By Andy Frisk
March 19, 2010 - 23:51
Two interconnected stories by two talented writers kicks off DC Comics’ latest Vertigo vampire series, American Vampire. The first tale, penned by Scott Snyder, stars Pearl Jones, a young actress who finally seems to get a break in 1925 Hollywood only to end up facing an unreal nightmare on the road to potential fame. The second tale, penned by the modern master of the macabre, Stephen King, stars Skinner Sweet, an old west outlaw with a penchant for mayhem and murder who encounters more than he bargains for during a failed jail-train break. Both characters represent what promises to be a new breed of vampire, and vampire storytelling, the American Vampire.
Vampire stories, as we all know, can range from the superficially silly (Twilight) to the potentially profound (Vertigo’s Blood and Water). American Vampire, judging from its solid debut issue, looks to ascend beyond the silly and potentially profound. It just might be an entirely new breed of vampire tale, much like Pearl and Skinner promise to represent a new breed of vampire. For starters, there’s very little bite (literally) in the two tales. Modern vampire stories too often rely upon the sensational aspects of vampire storytelling. Bloody fangs and nude women throwing themselves at their vampire lovers (ala True Blood-even if that series is pretty good most of the time), seem to dominate most takes on the nocturnal bloodsuckers. American Vampire opts for character development and story over gratuitous bloodletting to its benefit.
The other aspect that makes American Vampire a potentially winning series with a unique (and therefore worthy of following) take on vampires and vampirism, is that it truly looks to make a break with the vampire tales of the past by focusing on two truly new, independent of “old world” ties, and solely American vampires. What other characters could be more archetypically American than a wannabe starlet and a Wild West cowboy outlaw? Snyder and King can definitely concoct some seriously philosophic and metaphoric tales with these two. After all, aren’t Americans truly still the new breed of social and political animal as compared to their European counterparts? Mind you, there’s no assertion that Americans are particularly or specifically superior, just different, and powerfully so. Herein, is what Snyder and King look to get into with American Vampire. Pearl and Skinner might be turned by old vampire blood, but they are a product of an unfettered New World and its dominating nation. They’re bound to be different in a new and freer way.

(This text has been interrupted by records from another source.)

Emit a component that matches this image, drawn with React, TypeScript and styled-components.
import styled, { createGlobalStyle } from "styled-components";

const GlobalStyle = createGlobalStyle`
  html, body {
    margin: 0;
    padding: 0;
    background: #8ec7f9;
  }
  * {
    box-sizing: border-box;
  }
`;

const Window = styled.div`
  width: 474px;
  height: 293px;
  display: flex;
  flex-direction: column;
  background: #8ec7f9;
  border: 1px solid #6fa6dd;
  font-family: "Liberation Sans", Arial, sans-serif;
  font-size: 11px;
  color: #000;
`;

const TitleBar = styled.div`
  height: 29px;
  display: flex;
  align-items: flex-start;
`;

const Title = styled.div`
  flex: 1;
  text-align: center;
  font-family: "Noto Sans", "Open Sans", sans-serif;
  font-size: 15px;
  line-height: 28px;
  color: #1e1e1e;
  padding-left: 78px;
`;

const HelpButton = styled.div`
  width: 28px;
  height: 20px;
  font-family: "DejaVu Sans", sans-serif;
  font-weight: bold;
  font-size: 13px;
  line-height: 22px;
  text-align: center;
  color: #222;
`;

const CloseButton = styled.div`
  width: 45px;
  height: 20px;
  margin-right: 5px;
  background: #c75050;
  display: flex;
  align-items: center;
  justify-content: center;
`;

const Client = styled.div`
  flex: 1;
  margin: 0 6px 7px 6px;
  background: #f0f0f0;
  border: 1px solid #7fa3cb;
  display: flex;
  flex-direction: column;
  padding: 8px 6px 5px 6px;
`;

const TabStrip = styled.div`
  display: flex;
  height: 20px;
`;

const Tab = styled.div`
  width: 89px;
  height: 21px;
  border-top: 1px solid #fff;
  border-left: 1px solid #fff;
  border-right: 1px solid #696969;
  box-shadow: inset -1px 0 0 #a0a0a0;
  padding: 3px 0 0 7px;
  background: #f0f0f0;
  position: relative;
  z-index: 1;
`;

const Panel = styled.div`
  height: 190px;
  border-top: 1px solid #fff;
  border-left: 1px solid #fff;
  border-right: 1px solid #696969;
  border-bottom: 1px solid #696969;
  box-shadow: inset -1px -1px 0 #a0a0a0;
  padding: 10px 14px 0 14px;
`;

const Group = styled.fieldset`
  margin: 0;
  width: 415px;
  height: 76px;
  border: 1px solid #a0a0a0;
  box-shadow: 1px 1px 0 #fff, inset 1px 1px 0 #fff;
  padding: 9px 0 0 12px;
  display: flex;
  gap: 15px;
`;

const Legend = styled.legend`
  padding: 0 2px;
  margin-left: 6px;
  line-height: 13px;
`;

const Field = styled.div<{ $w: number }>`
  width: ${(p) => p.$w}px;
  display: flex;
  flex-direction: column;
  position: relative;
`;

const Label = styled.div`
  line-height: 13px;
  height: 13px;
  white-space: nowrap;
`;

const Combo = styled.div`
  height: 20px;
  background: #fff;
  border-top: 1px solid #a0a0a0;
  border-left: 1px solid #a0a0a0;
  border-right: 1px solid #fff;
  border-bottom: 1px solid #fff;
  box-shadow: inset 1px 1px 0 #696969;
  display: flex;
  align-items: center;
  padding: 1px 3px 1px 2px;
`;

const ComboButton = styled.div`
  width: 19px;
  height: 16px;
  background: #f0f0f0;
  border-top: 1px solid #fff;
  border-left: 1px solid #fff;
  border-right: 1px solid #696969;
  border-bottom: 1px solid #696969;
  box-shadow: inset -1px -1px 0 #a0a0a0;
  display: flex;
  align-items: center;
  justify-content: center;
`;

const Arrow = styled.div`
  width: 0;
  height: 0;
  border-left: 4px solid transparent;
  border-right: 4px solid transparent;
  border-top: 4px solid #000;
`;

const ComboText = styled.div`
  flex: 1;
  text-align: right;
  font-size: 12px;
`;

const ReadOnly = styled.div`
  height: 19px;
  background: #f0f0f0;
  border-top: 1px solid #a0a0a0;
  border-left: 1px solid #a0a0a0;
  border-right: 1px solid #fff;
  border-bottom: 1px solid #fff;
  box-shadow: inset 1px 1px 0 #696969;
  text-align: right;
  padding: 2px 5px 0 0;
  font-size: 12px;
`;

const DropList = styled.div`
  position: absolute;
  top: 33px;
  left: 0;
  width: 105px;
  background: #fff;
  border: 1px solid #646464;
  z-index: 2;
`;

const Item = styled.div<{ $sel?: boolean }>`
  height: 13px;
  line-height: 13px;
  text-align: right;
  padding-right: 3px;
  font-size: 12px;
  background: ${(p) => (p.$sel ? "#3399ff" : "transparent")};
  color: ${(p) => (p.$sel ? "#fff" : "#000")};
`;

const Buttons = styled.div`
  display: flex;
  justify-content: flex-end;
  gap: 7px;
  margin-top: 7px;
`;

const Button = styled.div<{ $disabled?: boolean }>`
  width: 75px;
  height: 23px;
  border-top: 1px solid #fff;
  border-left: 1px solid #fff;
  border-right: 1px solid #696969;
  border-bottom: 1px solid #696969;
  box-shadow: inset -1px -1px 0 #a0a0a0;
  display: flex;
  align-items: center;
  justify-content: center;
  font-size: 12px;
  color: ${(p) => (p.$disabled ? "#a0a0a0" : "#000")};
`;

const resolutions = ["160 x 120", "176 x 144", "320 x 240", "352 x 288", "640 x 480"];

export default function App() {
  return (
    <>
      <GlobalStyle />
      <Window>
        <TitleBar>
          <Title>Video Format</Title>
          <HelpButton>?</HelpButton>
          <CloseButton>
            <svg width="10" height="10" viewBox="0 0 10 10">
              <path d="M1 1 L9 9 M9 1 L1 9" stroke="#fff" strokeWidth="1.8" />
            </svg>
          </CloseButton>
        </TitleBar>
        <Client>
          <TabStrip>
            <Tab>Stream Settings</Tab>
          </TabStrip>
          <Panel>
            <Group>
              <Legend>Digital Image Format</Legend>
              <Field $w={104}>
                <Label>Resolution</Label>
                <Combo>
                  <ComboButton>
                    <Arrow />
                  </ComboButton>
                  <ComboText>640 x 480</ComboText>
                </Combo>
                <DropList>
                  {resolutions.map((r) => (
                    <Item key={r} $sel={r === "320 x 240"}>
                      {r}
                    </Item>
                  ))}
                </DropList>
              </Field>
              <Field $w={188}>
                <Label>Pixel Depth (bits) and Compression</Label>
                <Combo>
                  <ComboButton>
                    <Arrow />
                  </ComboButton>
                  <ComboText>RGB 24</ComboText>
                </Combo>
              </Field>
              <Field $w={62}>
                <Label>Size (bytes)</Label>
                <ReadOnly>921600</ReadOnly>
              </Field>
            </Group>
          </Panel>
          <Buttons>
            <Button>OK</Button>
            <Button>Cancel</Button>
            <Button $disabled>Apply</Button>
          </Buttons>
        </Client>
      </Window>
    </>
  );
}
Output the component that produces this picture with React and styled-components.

This series might showcase two very talented writers, but needs only one very talented artist, Rafael Albuquerque to pencil and ink the opening tale of this new breed of vampire and vampire story. His grainy noir-ish style suits both 1925 Los Angeles and 1880 Colorado perfectly. His unfinished background buildings of Los Angeles create the illusion of LA smog without actually having to pencil it in. His take on the Wild West is just as strong. Skinner’s jail train break has the choreography of a classic western film. The addition of McCaig’s considerable coloring talents to Albuquerque’s pencils completes the artistic tour de force. McCaig colors 1925 LA and its dark and sinister Hollywood insider clubs with the same strength of shading and silhouette that he recreates the blaze of the western sun shining on a mountain pass.
Does Vertigo have another hit on its hands? It certainly appears so. American Vampire is as unique as its title suggests. This is a new breed of vampire tale that is not to be missed.